I used to think everyone thought about suicide from time to time, but it turns out, most people don’t. I was never certifiably depressed, because I never saw a psychiatrist, but it was after an almost successful suicide attempt that I realised there might be something broken in me that I could not fix.
I thought I was just tired. In 2017, my job scope had changed after my company went through a restructuring and I was thrown in for a loop, a fish out of water.
I had also just ended a three-year relationship, and was on my own again with no one to lean on when I needed it the most. I was nowhere near achieving my goal of becoming a full-time artist despite years of trying to support myself with my craft, and the vision I’d had of myself was fading away day by day.
I felt trapped. There had to be more to life than wandering through it alone, toiling away and burning out at a nine-to-six job (with frequent OT) that I had zero passion for.
It seems cliched to play the tortured artist role. People thought I was noble or dedicated for trying so hard to fulfil my dreams while juggling a hectic full-time role in advertising.
Friends offered comfort and moral support - for my art and newfound single status - but it only made me feel more lonely. Their words - and my reply - felt hollow, and I found myself retreating into my own bubble.
There isn’t a specific moment I can pinpoint as to when I started becoming depressed.
Perhaps it was the quarter-life crisis a lot of millennials go through. Perhaps it was an amalgamation of everything that had piled up like a stone wall that eventually toppled on me.
Perhaps it was the sting of everyday disappointments, frustration and resentment that finally drained me dry.
I didn’t want to burden my friends with my problems, so I didn’t talk about it with them. I went about my days as per normal, went through the motions, even though there was nothing worth getting up for each day.
I’d drag myself into work, but sometimes find myself just staring blankly into space or looking around me at my colleagues, so driven and focused, while I was cut loose and drifting. Sometimes, just being in the office was so suffocating that I’d go to the ladies to cry it out. I’d cry my lungs out and the tears just wouldn’t stop. Then I’d mop myself up and go back to my desk.
I’d barely survive each day, but inside I grew hollower and hollower. I lost weight, lost sleep, and lost my ability to make art.
One day, it just got to a point where I couldn’t handle it anymore. I’d been holding it in for so long, I had lost sight of happiness and I had forgotten a time when happy.
In 2018, I tried to kill myself. On a particularly bad night, I came close to downing a bottle of painkillers until my parents and roommate found me at the foot of my bed, sobbing next to a spilled bottle of pills.
The look on their faces shattered what was left of my heart. I had done this. I had hurt them this way, put that look of sorrow and fear in their eyes.
This wasn’t just about me anymore. I had to get better, if not for myself, then at least for them.
I was adamant about not taking medication, but I agreed to see a counsellor. The first step was in recognising that I needed help, and that I could seek help. Help was out there - I only had to reach out.

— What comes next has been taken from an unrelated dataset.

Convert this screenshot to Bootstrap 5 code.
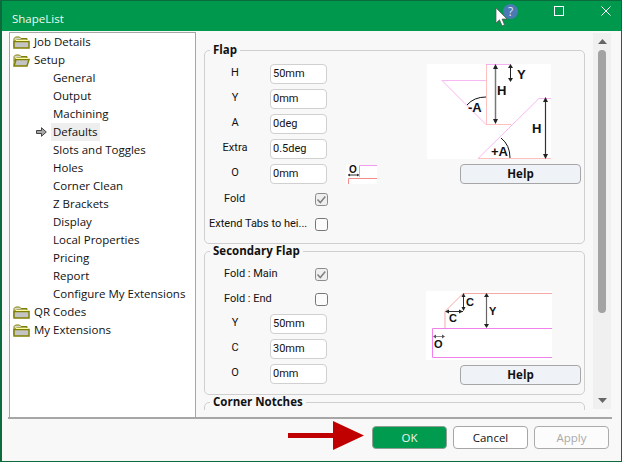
<!DOCTYPE html>
<html lang="en">
<head>
<meta charset="utf-8">
<title>ShapeList</title>
<link rel="stylesheet" href="https://cdn.jsdelivr.net/npm/bootstrap@5.3.0/dist/css/bootstrap.min.css">
<style>
html,body{height:100%;overflow:hidden}
body{font-family:"Open Sans","Noto Sans","Liberation Sans",sans-serif;font-size:11.5px;line-height:16px;color:#111;background:#f8f8f8}
.win{width:622px;height:462px;border:1px solid #0b6b3c;border-left-width:2px;display:flex;flex-direction:column;position:relative;background:#f8f8f8}
.ttl{height:30px;flex:none;background:#00984c;color:#eef8f2;display:flex;align-items:center;padding-left:10px;padding-top:5px}
.wctl{position:absolute;display:block}
.hlpdot{left:501px;top:3px;width:15px;height:15px;border-radius:50%;background:#4a79b4;color:#dfe8f4;text-align:center;line-height:15px;font-size:12px}
.maxb{left:552px;top:5px;width:10px;height:10px;border:1px solid #fff}
.closeb{left:599px;top:5px;width:10px;height:10px}
.cursor{left:493px;top:6px;width:14px;height:20px}
.mainr{height:388px;flex:none;display:flex;border-bottom:2px solid #a6a6a6;margin-left:6px;margin-right:9px}
.treep{width:187px;flex:none;background:#fff;border:1px solid #a6a6a6;border-bottom:0;margin-top:1px;margin-left:1px}
.treel{list-style:none;margin:0;padding:0}
.treel li{height:18px;display:flex;align-items:center;white-space:nowrap;position:relative}
.toprow{padding-left:3px;gap:4px}
.kidrow{padding-left:43px}
.seln{background:#eee;margin-left:-2px;padding:1px 2px}
.defarrow{position:absolute;left:26px;top:4px}
.panelp{flex:1;display:flex;min-width:0;overflow:hidden}
.scrollc{flex:1;min-width:0;height:379px;padding:12px 8px 0 8px;overflow:hidden}
.gbox{border:1px solid #cfcfcf;border-radius:5px;padding:7px 2px 4px 0;margin:0;min-width:0}
.gbox2{padding-top:6px;padding-bottom:5px}
.gbox legend{float:none;width:auto;font-size:11.5px;line-height:14px;font-weight:700;margin:0 0 0 5px;padding:0 3px;color:#111}
.nothgt{min-height:60px}
.leftc{flex:none}
.frow{height:20px;margin-bottom:5px;display:flex;align-items:center;font-family:Roboto,"Liberation Sans",sans-serif;font-size:11px}
.lbl{width:60px;text-align:center;flex:none;padding-bottom:2px}
.mm{width:57px;height:20px;min-height:20px;padding:0 2px 1px;font-size:11px;line-height:16px;border:1px solid #d0d0d0;border-radius:4px;color:#111;margin-left:5px;font-family:inherit}
.chkl{flex:none;width:110px;white-space:nowrap}
.in19{padding-left:19px}
.in4{padding-left:4px}
.ck{width:13px;height:13px;margin:0;border:1px solid #777;border-radius:2px;background-color:#fbfbfb}
.ck:checked{background-color:#efefef;border-color:#8c8c8c;background-image:url("data:image/svg+xml,%3csvg xmlns='http://www.w3.org/2000/svg' viewBox='0 0 13 13'%3e%3cpath fill='none' stroke='%23808080' stroke-width='1.5' d='M2.5 6.5l2.8 3 5-6'/%3e%3c/svg%3e");background-size:13px 13px}
.thumbo{margin-left:19px;display:block}
.rightc{width:154px;flex:none;display:flex;flex-direction:column}
.rightc2{width:155px;padding-top:27px}
.pic{display:block;background:#fff}
.helpb{align-self:flex-end;width:121px;height:20px;padding:0;margin-top:5px;font-size:11.5px;line-height:18px;font-weight:700;background:#eff3f8;border:1px solid #a6a6a6;border-radius:4px;color:#111}
.diag{font-family:"Liberation Sans",sans-serif;font-weight:700;fill:#111}
.sbar{width:18px;flex:none;background:#f0f0f0;margin:2px 1px 8px 0;position:relative;display:flex;flex-direction:column;align-items:center;justify-content:space-between;padding:6px 0}
.sthumb{position:absolute;left:5px;top:17px;width:8px;height:263px;border-radius:4px;background:#a3a3a3}
.footr{flex:1;display:flex;justify-content:flex-end;gap:6px;padding:7px 12px 0 0;position:relative}
.dbtn{width:75px;height:23px;padding:0;font-size:11.5px;line-height:20px;border-radius:4px;border:1px solid #a6a6a6;background:#fff;color:#111}
.dbtn.okb{background:#009b4e;color:#eaf7f0;border-color:#8f9f96}
.dbtn.applyb{background:#fcfcfc;color:#a9a9a9;opacity:1;border-color:#ababab}
.redarr{position:absolute;left:285px;top:1px}
</style>
</head>
<body>
<div class="win">
  <div class="ttl">ShapeList</div>
  <span class="wctl hlpdot">?</span>
  <svg class="wctl cursor" viewBox="0 0 14 20"><path d="M1 1v15l3.5-3.2 2.6 6 2.4-1-2.5-5.8H12z" fill="#fff" stroke="#555" stroke-width=".7"/></svg>
  <span class="wctl maxb"></span>
  <svg class="wctl closeb" viewBox="0 0 10 10"><path d="M.5.5l9 9M9.500.5l-9 9" stroke="#fff" stroke-width="1"/></svg>

  <div class="mainr">
    <div class="treep">
      <ul class="treel">
        <li class="toprow"><svg width="17" height="13" viewBox="0 0 17 13"><path d="M1 11V2.500L2.500 1h4L8 2.500h6V4H3.500L1 7" fill="#d8d8c8" stroke="#808000"/><path d="M1 12V5.500h15V12z" fill="#c4c4c4" stroke="#808000" stroke-width="1.500"/><path d="M3 4.500h12" stroke="#ffff9a"/></svg><span>Job Details</span></li>
        <li class="toprow"><svg width="17" height="13" viewBox="0 0 17 13"><path d="M1 11V2.500L2.500 1h4L8 2.500h6V4H3.500L1 7" fill="#d8d8c8" stroke="#808000"/><path d="M1 12l2-6.500h13L14 12z" fill="#c4c4c4" stroke="#808000" stroke-width="1.500"/><path d="M3 4.500h12" stroke="#ffff9a"/></svg><span>Setup</span></li>
        <li class="kidrow">General</li>
        <li class="kidrow">Output</li>
        <li class="kidrow">Machining</li>
        <li class="kidrow"><svg class="defarrow" width="11" height="10" viewBox="0 0 11 10"><path d="M.5 3.500h5V.7L10.300 5 5.500 9.300V6.500h-5z" fill="#a8a8a8" stroke="#333" stroke-width=".9"/></svg><span class="seln">Defaults</span></li>
        <li class="kidrow">Slots and Toggles</li>
        <li class="kidrow">Holes</li>
        <li class="kidrow">Corner Clean</li>
        <li class="kidrow">Z Brackets</li>
        <li class="kidrow">Display</li>
        <li class="kidrow">Local Properties</li>
        <li class="kidrow">Pricing</li>
        <li class="kidrow">Report</li>
        <li class="kidrow">Configure My Extensions</li>
        <li class="toprow"><svg width="17" height="13" viewBox="0 0 17 13"><path d="M1 11V2.500L2.500 1h4L8 2.500h6V4H3.500L1 7" fill="#d8d8c8" stroke="#808000"/><path d="M1 12V5.500h15V12z" fill="#c4c4c4" stroke="#808000" stroke-width="1.500"/><path d="M3 4.500h12" stroke="#ffff9a"/></svg><span>QR Codes</span></li>
        <li class="toprow"><svg width="17" height="13" viewBox="0 0 17 13"><path d="M1 11V2.500L2.500 1h4L8 2.500h6V4H3.500L1 7" fill="#d8d8c8" stroke="#808000"/><path d="M1 12V5.500h15V12z" fill="#c4c4c4" stroke="#808000" stroke-width="1.500"/><path d="M3 4.500h12" stroke="#ffff9a"/></svg><span>My Extensions</span></li>
      </ul>
    </div>
    <div class="panelp">
      <div class="scrollc">
        <fieldset class="gbox">
          <legend>Flap</legend>
          <div class="d-flex">
            <div class="leftc" style="width:222px">
              <div class="frow"><span class="lbl">H</span><input class="form-control mm" value="50mm"></div>
              <div class="frow"><span class="lbl">Y</span><input class="form-control mm" value="0mm"></div>
              <div class="frow"><span class="lbl">A</span><input class="form-control mm" value="0deg"></div>
              <div class="frow"><span class="lbl">Extra</span><input class="form-control mm" value="0.5deg"></div>
              <div class="frow"><span class="lbl">O</span><input class="form-control mm" value="0mm">
                <svg class="thumbo pic" width="31" height="19" viewBox="0 0 31 19"><path d="M13.500 12V.5H31" fill="none" stroke="#f29af0"/><path d="M2.500 19V13.500H31" fill="none" stroke="#f58a8a"/><path d="M2 10h11" stroke="#333"/><path d="M2 10l2-1.500v3zM13 10l-2-1.500v3z" fill="#333"/><text class="diag" x="3" y="8" font-size="10">O</text></svg>
              </div>
              <div class="frow"><span class="chkl in19">Fold</span><input class="form-check-input ck" type="checkbox" checked></div>
              <div class="frow"><span class="chkl in4">Extend Tabs to hei...</span><input class="form-check-input ck" type="checkbox"></div>
            </div>
            <div class="rightc">
              <svg class="pic" width="124" height="95" viewBox="0 0 124 95">
                <path d="M59 .5h25M59.500 0v60M59 60.500h25" fill="none" stroke="#ffc0c0" stroke-width="1"/>
                <path d="M59 .5h25" stroke="#f4b0f0"/>
                <path d="M15 16.500h44M15 16.500l44 44" fill="none" stroke="#f8b8f4"/>
                <path d="M68.500 2v56" stroke="#777" stroke-width="1.500"/><path d="M68.500 0l-2.500 5h5zM68.500 60l-2.500-5h5z" fill="#222"/>
                <path d="M83.500 2v14" stroke="#222"/><path d="M83.500 0l-2.500 4h5zM83.500 18l-2.500-4h5z" fill="#222"/>
                <text class="diag" x="90" y="15" font-size="13">Y</text>
                <text class="diag" x="70" y="31" font-size="13">H</text>
                <text class="diag" x="41" y="48" font-size="13">-A</text>
                <path d="M40 41q7-8 19-8" fill="none" stroke="#111"/>
                <path d="M112 34.500h12M51 94.500L112 34.500M51 94.500h73" fill="none" stroke="#f8b8f4"/>
                <path d="M51 94.500h73" stroke="#ffc0c0"/>
                <path d="M118.500 36v56" stroke="#333" stroke-width="1.200"/><path d="M118.500 33l-2.500 5h5zM118.500 95l-2.500-5h5z" fill="#222"/>
                <text class="diag" x="105" y="69" font-size="13">H</text>
                <text class="diag" x="64" y="92" font-size="13">+A</text>
                <path d="M74 74q9 7 9 20" fill="none" stroke="#111"/>
              </svg>
              <button type="button" class="btn helpb">Help</button>
            </div>
          </div>
        </fieldset>
        <fieldset class="gbox gbox2">
          <legend>Secondary Flap</legend>
          <div class="d-flex">
            <div class="leftc" style="width:221px">
              <div class="frow"><span class="chkl in19">Fold : Main</span><input class="form-check-input ck" type="checkbox" checked></div>
              <div class="frow"><span class="chkl in19">Fold : End</span><input class="form-check-input ck" type="checkbox"></div>
              <div class="frow"><span class="lbl">Y</span><input class="form-control mm" value="50mm"></div>
              <div class="frow"><span class="lbl">C</span><input class="form-control mm" value="30mm"></div>
              <div class="frow"><span class="lbl">O</span><input class="form-control mm" value="0mm"></div>
            </div>
            <div class="rightc rightc2">
              <svg class="pic" width="126" height="69" viewBox="0 0 126 69">
                <path d="M37 2.500h89M37 2.500L19 20.500V37" fill="none" stroke="#f5a8a8"/>
                <path d="M126 37.500H6.500v29H126" fill="none" stroke="#ef80ec" stroke-width="1"/>
                <path d="M37.500 4v15" stroke="#333"/><path d="M37.500 2l-2 4h4zM37.500 20l-2-4h4z" fill="#222"/>
                <path d="M20 20.500h17" stroke="#333"/><path d="M19 20.500l4-2v4zM37 20.500l-4-2v4z" fill="#222"/>
                <path d="M60.500 4v32" stroke="#666" stroke-width="1.200"/><path d="M60.500 2l-2.500 4h5zM60.500 37l-2.500-4h5z" fill="#222"/>
                <path d="M8 45.500h10" stroke="#888"/><path d="M7 45.500l3-2v4zM19 45.500l-3-2v4z" fill="#555"/>
                <text class="diag" x="40" y="15" font-size="11">C</text>
                <text class="diag" x="23" y="31" font-size="11">C</text>
                <text class="diag" x="63" y="24" font-size="11">Y</text>
                <text class="diag" x="8" y="57" font-size="11">O</text>
              </svg>
              <button type="button" class="btn helpb">Help</button>
            </div>
          </div>
        </fieldset>
        <fieldset class="gbox nothgt">
          <legend>Corner Notches</legend>
        </fieldset>
      </div>
      <div class="sbar">
        <svg width="9" height="5" viewBox="0 0 9 5"><path d="M4.500 0L9 5H0z" fill="#666"/></svg>
        <span class="sthumb"></span>
        <svg width="9" height="5" viewBox="0 0 9 5"><path d="M4.500 5L9 0H0z" fill="#666"/></svg>
      </div>
    </div>
  </div>

  <div class="footr">
    <svg class="redarr" width="80" height="32" viewBox="0 0 80 32"><path d="M1 13h45V1l31 14.500L46 30V18H1z" fill="#c00000"/></svg>
    <button type="button" class="btn dbtn okb">OK</button>
    <button type="button" class="btn dbtn">Cancel</button>
    <button type="button" class="btn dbtn applyb" disabled>Apply</button>
  </div>
</div>
<script src="https://cdn.jsdelivr.net/npm/bootstrap@5.3.0/dist/js/bootstrap.bundle.min.js"></script>
</body>
</html>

The next step was opening up. It was easier opening up to a stranger, one who had no preconceived notions or expectations about me. I unloaded every problem, worry, anxiety, fear or frustration on my counsellor. It felt cathartic, almost like a cleansing.
Now that my problems were laid out on the table, I had to look at each of them in the eye and address them.
Everyone was on my side; they were all rooting for me. I didn’t feel the pressure to not let them down as I felt the desire to get better and lead a happier life - for myself - with their support. I could choose to do something about my discontent and misery. This was not a life sentence.
A long nighttime talk with my mother made me decide, right then and there, to turn my life around. I looked at the things that were making me feel trapped and hopeless and tried to fix each one of them, like I was methodically exorcising demons.
I quit my job. I made art again. I had more late-night talks with friends and family, who were unfailingly there by my side whenever I felt myself inching closer to the edge. Gradually, I felt like I could breathe again. I regained control of my schedule, my life, and my mental health. I stopped stressing about everything that was out of my control.
Two years later my suicide attempt, I am a part-time art teacher and artist. I’m not earning as much as I used to, but I’m a lot happier living my life the way I had always dreamed of instead of forcing myself to live up to everyone’s expectations and fitting myself into the mould society has prepared for me.
I didn’t resort to alcohol to make myself feel better or medication to get better.
I understand that I’m a lot luckier than many people who struggle with depression and anxiety, because there are indeed diseases and disorders that we are powerless against. But there are also steps we can take to take charge of our lives and not let our conditions control us. It all starts with self-care, listening to what your mind and body need.
Regardless of where you are in life, if you’re unhappy, something in your life has to change. Life is simply too short for us to continue living in sadness and hopelessness.
We always have the choice to change our outlook, and catch ourselves before we go over the edge. I’m lucky to have my friends and family’s unwavering love and support. And the best way to thank them is by living well, and living happily.